DNA Damage, Transposable Element Expression and Their Associated Factors in Aging

Aging is a gradual and irreversible physiological process that leads to declines in tissue and cell functions, along with an increased risk of developing various age-related diseases. The primary driving force associated with aging is the accumulation of damaged genetic material in the cell, such as DNA. DNA damage can be caused by endogenous and exogenous factors, which leads to genome instability, mitochondrial dysfunction, epigenetic modifications, and proteostatic disturb. Another driving force associated with aging is the disruption of cellular metabolism.
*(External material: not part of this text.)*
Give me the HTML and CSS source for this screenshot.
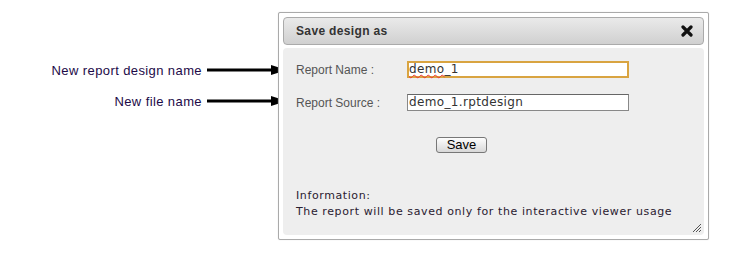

This disruption is closely linked to alterations in the function of metabolic pathways, including insulin/IGF-1 and mTOR, which regulate crucial cellular processes like cell growth, cell proliferation, and apoptosis. The activation of the insulin/IGF-1 signaling pathway highly promotes cell growth and proliferation, while also inhibits autophagy and increasing ROS production. This ultimately leads to accelerated aging. Another crucial signaling pathway is the mTOR signaling pathway. It is responsible for detecting nutrient availability and controlling cell growth and metabolism. The dysregulation of mTOR function can lead to the development of neurodegenerative diseases, which are characterized by the aggregation of protein. Activation of transposable elements is the other driving force of aging, caused by changes in DNA methylation and the loss of heterochromatin. As a result, this leads to DNA damage, genomic instability, and inflammation. The aim of this review is to elucidate the consequence of DNA damage and other associated factors drive aging.